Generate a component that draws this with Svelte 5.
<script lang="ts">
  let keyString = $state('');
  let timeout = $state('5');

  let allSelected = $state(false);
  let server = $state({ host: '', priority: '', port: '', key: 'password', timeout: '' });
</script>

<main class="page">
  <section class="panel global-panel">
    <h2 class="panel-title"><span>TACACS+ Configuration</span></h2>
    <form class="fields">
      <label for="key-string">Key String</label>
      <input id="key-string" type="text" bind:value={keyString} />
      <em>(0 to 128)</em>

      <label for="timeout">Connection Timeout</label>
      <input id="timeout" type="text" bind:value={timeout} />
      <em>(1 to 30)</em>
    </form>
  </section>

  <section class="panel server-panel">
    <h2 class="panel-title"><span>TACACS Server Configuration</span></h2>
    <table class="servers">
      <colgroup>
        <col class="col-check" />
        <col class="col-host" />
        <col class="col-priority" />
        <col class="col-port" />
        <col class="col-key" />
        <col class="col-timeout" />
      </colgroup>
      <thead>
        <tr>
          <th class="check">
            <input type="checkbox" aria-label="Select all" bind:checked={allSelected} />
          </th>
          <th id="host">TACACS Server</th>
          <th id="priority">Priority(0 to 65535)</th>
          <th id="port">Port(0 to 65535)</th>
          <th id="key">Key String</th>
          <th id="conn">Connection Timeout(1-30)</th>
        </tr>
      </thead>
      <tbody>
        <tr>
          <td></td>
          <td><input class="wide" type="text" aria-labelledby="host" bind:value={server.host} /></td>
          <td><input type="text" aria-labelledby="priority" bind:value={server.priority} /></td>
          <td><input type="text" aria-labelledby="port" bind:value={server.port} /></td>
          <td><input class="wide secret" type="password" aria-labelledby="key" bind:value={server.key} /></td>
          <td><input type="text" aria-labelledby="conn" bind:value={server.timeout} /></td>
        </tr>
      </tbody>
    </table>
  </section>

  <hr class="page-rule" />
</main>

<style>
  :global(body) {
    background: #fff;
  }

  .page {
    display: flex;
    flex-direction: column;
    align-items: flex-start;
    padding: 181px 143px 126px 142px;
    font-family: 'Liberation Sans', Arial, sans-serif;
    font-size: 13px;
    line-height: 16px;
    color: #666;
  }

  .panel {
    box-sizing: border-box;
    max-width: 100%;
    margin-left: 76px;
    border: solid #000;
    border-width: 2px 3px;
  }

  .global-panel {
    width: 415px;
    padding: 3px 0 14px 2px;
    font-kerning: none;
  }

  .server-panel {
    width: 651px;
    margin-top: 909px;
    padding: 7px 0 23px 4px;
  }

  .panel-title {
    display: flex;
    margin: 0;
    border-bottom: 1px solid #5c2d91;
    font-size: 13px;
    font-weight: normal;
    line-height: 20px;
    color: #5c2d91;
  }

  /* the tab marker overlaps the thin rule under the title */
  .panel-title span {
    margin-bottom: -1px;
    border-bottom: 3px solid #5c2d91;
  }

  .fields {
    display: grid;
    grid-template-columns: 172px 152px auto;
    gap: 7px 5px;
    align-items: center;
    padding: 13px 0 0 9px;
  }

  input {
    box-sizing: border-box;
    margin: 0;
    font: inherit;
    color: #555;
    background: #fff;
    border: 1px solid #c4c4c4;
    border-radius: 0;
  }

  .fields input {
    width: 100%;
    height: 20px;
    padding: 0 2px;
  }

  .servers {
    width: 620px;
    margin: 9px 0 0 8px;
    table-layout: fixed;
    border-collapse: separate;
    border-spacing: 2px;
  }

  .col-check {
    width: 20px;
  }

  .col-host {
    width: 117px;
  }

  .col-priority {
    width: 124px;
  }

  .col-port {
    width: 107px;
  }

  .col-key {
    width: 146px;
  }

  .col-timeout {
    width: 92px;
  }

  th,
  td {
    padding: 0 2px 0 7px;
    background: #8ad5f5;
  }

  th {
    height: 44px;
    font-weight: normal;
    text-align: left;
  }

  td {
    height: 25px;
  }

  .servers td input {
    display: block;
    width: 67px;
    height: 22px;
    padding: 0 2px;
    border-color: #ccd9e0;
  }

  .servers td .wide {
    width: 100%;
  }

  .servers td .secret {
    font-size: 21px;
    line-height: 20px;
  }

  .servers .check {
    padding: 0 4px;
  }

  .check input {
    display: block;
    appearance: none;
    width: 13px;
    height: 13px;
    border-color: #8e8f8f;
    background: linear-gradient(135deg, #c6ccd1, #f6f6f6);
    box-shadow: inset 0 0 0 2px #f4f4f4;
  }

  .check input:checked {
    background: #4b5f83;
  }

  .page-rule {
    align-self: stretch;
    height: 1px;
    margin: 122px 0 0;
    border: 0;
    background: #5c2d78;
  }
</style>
--------------------
Instruction
Word for word, restate all of the data shown above.

Problem solution
Generate a component that draws this with Svelte 5.
<script lang="ts">
  let keyString = $state('');
  let timeout = $state('5');

  let allSelected = $state(false);
  let server = $state({ host: '', priority: '', port: '', key: 'password', timeout: '' });
</script>

<main class="page">
  <section class="panel global-panel">
    <h2 class="panel-title"><span>TACACS+ Configuration</span></h2>
    <form class="fields">
      <label for="key-string">Key String</label>
      <input id="key-string" type="text" bind:value={keyString} />
      <em>(0 to 128)</em>

      <label for="timeout">Connection Timeout</label>
      <input id="timeout" type="text" bind:value={timeout} />
      <em>(1 to 30)</em>
    </form>
  </section>

  <section class="panel server-panel">
    <h2 class="panel-title"><span>TACACS Server Configuration</span></h2>
    <table class="servers">
      <colgroup>
        <col class="col-check" />
        <col class="col-host" />
        <col class="col-priority" />
        <col class="col-port" />
        <col class="col-key" />
        <col class="col-timeout" />
      </colgroup>
      <thead>
        <tr>
          <th class="check">
            <input type="checkbox" aria-label="Select all" bind:checked={allSelected} />
          </th>
          <th id="host">TACACS Server</th>
          <th id="priority">Priority(0 to 65535)</th>
          <th id="port">Port(0 to 65535)</th>
          <th id="key">Key String</th>
          <th id="conn">Connection Timeout(1-30)</th>
        </tr>
      </thead>
      <tbody>
        <tr>
          <td></td>
          <td><input class="wide" type="text" aria-labelledby="host" bind:value={server.host} /></td>
          <td><input type="text" aria-labelledby="priority" bind:value={server.priority} /></td>
          <td><input type="text" aria-labelledby="port" bind:value={server.port} /></td>
          <td><input class="wide secret" type="password" aria-labelledby="key" bind:value={server.key} /></td>
          <td><input type="text" aria-labelledby="conn" bind:value={server.timeout} /></td>
        </tr>
      </tbody>
    </table>
  </section>

  <hr class="page-rule" />
</main>

<style>
  :global(body) {
    background: #fff;
  }

  .page {
    display: flex;
    flex-direction: column;
    align-items: flex-start;
    padding: 181px 143px 126px 142px;
    font-family: 'Liberation Sans', Arial, sans-serif;
    font-size: 13px;
    line-height: 16px;
    color: #666;
  }

  .panel {
    box-sizing: border-box;
    max-width: 100%;
    margin-left: 76px;
    border: solid #000;
    border-width: 2px 3px;
  }

  .global-panel {
    width: 415px;
    padding: 3px 0 14px 2px;
    font-kerning: none;
  }

  .server-panel {
    width: 651px;
    margin-top: 909px;
    padding: 7px 0 23px 4px;
  }

  .panel-title {
    display: flex;
    margin: 0;
    border-bottom: 1px solid #5c2d91;
    font-size: 13px;
    font-weight: normal;
    line-height: 20px;
    color: #5c2d91;
  }

  /* the tab marker overlaps the thin rule under the title */
  .panel-title span {
    margin-bottom: -1px;
    border-bottom: 3px solid #5c2d91;
  }

  .fields {
    display: grid;
    grid-template-columns: 172px 152px auto;
    gap: 7px 5px;
    align-items: center;
    padding: 13px 0 0 9px;
  }

  input {
    box-sizing: border-box;
    margin: 0;
    font: inherit;
    color: #555;
    background: #fff;
    border: 1px solid #c4c4c4;
    border-radius: 0;
  }

  .fields input {
    width: 100%;
    height: 20px;
    padding: 0 2px;
  }

  .servers {
    width: 620px;
    margin: 9px 0 0 8px;
    table-layout: fixed;
    border-collapse: separate;
    border-spacing: 2px;
  }

  .col-check {
    width: 20px;
  }

  .col-host {
    width: 117px;
  }

  .col-priority {
    width: 124px;
  }

  .col-port {
    width: 107px;
  }

  .col-key {
    width: 146px;
  }

  .col-timeout {
    width: 92px;
  }

  th,
  td {
    padding: 0 2px 0 7px;
    background: #8ad5f5;
  }

  th {
    height: 44px;
    font-weight: normal;
    text-align: left;
  }

  td {
    height: 25px;
  }

  .servers td input {
    display: block;
    width: 67px;
    height: 22px;
    padding: 0 2px;
    border-color: #ccd9e0;
  }

  .servers td .wide {
    width: 100%;
  }

  .servers td .secret {
    font-size: 21px;
    line-height: 20px;
  }

  .servers .check {
    padding: 0 4px;
  }

  .check input {
    display: block;
    appearance: none;
    width: 13px;
    height: 13px;
    border-color: #8e8f8f;
    background: linear-gradient(135deg, #c6ccd1, #f6f6f6);
    box-shadow: inset 0 0 0 2px #f4f4f4;
  }

  .check input:checked {
    background: #4b5f83;
  }

  .page-rule {
    align-self: stretch;
    height: 1px;
    margin: 122px 0 0;
    border: 0;
    background: #5c2d78;
  }
</style>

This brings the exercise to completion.